- [The request] Set down, word for word, the stretch of lines from the one containing "Convert this screenshot to HTML and CSS code." to the end of the records below.

- [Given information]
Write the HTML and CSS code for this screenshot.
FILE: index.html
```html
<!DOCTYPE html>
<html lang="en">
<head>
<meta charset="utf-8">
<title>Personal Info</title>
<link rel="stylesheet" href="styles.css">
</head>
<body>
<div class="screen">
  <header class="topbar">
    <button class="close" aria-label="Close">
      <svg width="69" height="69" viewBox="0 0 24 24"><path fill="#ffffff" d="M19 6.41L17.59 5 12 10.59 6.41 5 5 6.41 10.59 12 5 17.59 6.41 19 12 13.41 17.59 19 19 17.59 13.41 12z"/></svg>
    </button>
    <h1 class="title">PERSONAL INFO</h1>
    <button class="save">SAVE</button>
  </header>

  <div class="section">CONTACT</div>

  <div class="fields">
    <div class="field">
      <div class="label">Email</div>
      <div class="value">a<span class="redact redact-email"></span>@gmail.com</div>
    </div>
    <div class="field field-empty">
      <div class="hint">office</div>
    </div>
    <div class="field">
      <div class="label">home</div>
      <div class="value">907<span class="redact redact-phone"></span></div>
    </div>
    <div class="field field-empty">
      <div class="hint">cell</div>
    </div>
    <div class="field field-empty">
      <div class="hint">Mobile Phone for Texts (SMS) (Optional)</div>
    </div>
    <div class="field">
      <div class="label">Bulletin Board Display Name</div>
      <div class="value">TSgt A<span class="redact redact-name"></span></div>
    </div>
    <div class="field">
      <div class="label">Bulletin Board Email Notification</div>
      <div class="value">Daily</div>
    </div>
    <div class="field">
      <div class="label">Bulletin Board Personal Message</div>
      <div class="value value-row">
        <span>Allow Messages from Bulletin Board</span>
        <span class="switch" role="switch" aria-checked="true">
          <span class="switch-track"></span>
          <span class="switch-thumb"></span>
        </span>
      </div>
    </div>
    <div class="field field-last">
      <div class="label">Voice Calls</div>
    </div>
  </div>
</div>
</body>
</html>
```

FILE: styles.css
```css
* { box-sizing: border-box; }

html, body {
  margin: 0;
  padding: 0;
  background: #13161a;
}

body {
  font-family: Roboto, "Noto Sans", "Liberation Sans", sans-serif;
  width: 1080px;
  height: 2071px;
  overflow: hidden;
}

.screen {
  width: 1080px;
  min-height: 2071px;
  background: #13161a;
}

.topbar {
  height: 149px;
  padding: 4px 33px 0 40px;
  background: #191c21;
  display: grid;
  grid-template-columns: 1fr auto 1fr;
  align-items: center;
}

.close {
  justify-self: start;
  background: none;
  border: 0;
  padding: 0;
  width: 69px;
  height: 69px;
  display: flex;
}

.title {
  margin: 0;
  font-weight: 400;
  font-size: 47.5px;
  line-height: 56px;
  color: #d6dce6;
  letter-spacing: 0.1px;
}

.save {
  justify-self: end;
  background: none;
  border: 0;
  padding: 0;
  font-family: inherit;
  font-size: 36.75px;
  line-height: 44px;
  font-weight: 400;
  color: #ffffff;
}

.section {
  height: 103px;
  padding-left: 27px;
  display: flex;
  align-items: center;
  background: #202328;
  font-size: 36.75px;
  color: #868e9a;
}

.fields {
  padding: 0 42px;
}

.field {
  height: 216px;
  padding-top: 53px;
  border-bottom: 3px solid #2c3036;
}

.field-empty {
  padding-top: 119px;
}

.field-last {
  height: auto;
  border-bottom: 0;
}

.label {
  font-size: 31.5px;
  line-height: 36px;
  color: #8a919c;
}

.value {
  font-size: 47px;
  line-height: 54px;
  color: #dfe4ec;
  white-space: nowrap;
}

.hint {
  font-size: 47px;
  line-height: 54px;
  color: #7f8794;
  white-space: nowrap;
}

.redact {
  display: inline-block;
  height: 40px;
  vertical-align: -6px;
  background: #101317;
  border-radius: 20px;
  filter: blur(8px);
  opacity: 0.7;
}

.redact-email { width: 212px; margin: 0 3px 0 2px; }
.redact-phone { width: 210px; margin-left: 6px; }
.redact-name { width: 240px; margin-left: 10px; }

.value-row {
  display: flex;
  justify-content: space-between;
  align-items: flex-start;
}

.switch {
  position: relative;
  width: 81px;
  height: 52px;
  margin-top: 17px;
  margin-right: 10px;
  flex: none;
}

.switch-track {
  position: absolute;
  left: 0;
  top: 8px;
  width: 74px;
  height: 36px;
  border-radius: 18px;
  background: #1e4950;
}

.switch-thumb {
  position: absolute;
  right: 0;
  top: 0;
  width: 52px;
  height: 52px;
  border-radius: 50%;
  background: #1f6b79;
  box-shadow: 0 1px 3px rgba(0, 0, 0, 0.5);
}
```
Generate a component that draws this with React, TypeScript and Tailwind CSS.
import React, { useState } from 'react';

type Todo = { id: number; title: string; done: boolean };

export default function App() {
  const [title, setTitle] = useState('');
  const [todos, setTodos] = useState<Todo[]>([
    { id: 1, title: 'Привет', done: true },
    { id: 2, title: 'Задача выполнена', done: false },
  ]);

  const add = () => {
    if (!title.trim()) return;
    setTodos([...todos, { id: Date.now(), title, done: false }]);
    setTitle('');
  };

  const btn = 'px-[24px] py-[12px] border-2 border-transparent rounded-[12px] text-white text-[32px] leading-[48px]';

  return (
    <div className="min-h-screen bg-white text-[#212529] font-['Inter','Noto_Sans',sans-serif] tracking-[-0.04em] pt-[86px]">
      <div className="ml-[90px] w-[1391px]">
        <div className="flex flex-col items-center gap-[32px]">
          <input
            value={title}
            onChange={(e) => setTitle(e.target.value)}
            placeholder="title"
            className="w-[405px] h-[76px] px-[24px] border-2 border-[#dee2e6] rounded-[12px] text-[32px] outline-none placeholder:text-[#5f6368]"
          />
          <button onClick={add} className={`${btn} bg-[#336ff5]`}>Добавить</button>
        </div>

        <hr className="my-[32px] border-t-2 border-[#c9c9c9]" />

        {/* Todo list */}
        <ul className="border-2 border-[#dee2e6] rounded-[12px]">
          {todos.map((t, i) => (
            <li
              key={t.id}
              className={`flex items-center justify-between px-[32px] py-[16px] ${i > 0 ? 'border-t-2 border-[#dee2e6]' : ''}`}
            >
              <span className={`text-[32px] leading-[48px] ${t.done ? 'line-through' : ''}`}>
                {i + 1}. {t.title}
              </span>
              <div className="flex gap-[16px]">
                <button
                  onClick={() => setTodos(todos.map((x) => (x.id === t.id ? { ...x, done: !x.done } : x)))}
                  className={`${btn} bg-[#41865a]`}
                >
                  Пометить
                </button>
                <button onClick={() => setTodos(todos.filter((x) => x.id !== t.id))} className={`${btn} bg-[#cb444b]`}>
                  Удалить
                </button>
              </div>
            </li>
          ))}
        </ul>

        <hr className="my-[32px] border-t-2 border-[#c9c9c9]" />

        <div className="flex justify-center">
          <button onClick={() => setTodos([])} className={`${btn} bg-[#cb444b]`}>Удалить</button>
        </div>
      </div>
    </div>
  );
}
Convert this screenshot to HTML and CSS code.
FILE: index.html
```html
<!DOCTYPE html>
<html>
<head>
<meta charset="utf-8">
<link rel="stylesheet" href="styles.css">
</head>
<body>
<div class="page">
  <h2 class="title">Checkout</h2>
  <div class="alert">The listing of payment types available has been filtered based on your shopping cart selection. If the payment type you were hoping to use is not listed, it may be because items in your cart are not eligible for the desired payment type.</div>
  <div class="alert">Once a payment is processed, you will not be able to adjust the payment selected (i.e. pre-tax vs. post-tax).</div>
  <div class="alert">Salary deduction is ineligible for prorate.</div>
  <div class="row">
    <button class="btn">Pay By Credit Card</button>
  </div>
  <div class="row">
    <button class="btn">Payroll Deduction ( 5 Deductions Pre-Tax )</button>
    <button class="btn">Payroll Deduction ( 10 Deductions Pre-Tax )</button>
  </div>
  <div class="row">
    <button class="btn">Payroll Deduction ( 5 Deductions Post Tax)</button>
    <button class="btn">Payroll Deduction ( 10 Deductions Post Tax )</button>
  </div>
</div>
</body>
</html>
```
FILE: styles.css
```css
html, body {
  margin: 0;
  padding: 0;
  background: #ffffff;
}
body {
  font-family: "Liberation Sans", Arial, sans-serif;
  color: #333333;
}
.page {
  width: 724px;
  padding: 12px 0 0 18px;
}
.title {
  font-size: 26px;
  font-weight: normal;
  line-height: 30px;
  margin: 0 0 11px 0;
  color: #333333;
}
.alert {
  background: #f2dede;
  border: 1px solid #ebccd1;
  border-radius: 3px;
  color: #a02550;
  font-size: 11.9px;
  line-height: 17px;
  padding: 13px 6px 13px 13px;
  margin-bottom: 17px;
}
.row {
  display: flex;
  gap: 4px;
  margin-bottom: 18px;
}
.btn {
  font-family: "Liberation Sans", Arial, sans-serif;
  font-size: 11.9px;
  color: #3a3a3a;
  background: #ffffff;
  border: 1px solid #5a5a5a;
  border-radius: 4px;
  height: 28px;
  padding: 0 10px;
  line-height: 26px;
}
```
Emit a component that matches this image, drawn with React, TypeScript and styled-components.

- [Written answer]
Convert this screenshot to HTML and CSS code.
FILE: index.html
```html
<!DOCTYPE html>
<html>
<head>
<meta charset="utf-8">
<link rel="stylesheet" href="styles.css">
</head>
<body>
<div class="page">
  <h2 class="title">Checkout</h2>
  <div class="alert">The listing of payment types available has been filtered based on your shopping cart selection. If the payment type you were hoping to use is not listed, it may be because items in your cart are not eligible for the desired payment type.</div>
  <div class="alert">Once a payment is processed, you will not be able to adjust the payment selected (i.e. pre-tax vs. post-tax).</div>
  <div class="alert">Salary deduction is ineligible for prorate.</div>
  <div class="row">
    <button class="btn">Pay By Credit Card</button>
  </div>
  <div class="row">
    <button class="btn">Payroll Deduction ( 5 Deductions Pre-Tax )</button>
    <button class="btn">Payroll Deduction ( 10 Deductions Pre-Tax )</button>
  </div>
  <div class="row">
    <button class="btn">Payroll Deduction ( 5 Deductions Post Tax)</button>
    <button class="btn">Payroll Deduction ( 10 Deductions Post Tax )</button>
  </div>
</div>
</body>
</html>
```
FILE: styles.css
```css
html, body {
  margin: 0;
  padding: 0;
  background: #ffffff;
}
body {
  font-family: "Liberation Sans", Arial, sans-serif;
  color: #333333;
}
.page {
  width: 724px;
  padding: 12px 0 0 18px;
}
.title {
  font-size: 26px;
  font-weight: normal;
  line-height: 30px;
  margin: 0 0 11px 0;
  color: #333333;
}
.alert {
  background: #f2dede;
  border: 1px solid #ebccd1;
  border-radius: 3px;
  color: #a02550;
  font-size: 11.9px;
  line-height: 17px;
  padding: 13px 6px 13px 13px;
  margin-bottom: 17px;
}
.row {
  display: flex;
  gap: 4px;
  margin-bottom: 18px;
}
.btn {
  font-family: "Liberation Sans", Arial, sans-serif;
  font-size: 11.9px;
  color: #3a3a3a;
  background: #ffffff;
  border: 1px solid #5a5a5a;
  border-radius: 4px;
  height: 28px;
  padding: 0 10px;
  line-height: 26px;
}
```
Emit a component that matches this image, drawn with React, TypeScript and styled-components.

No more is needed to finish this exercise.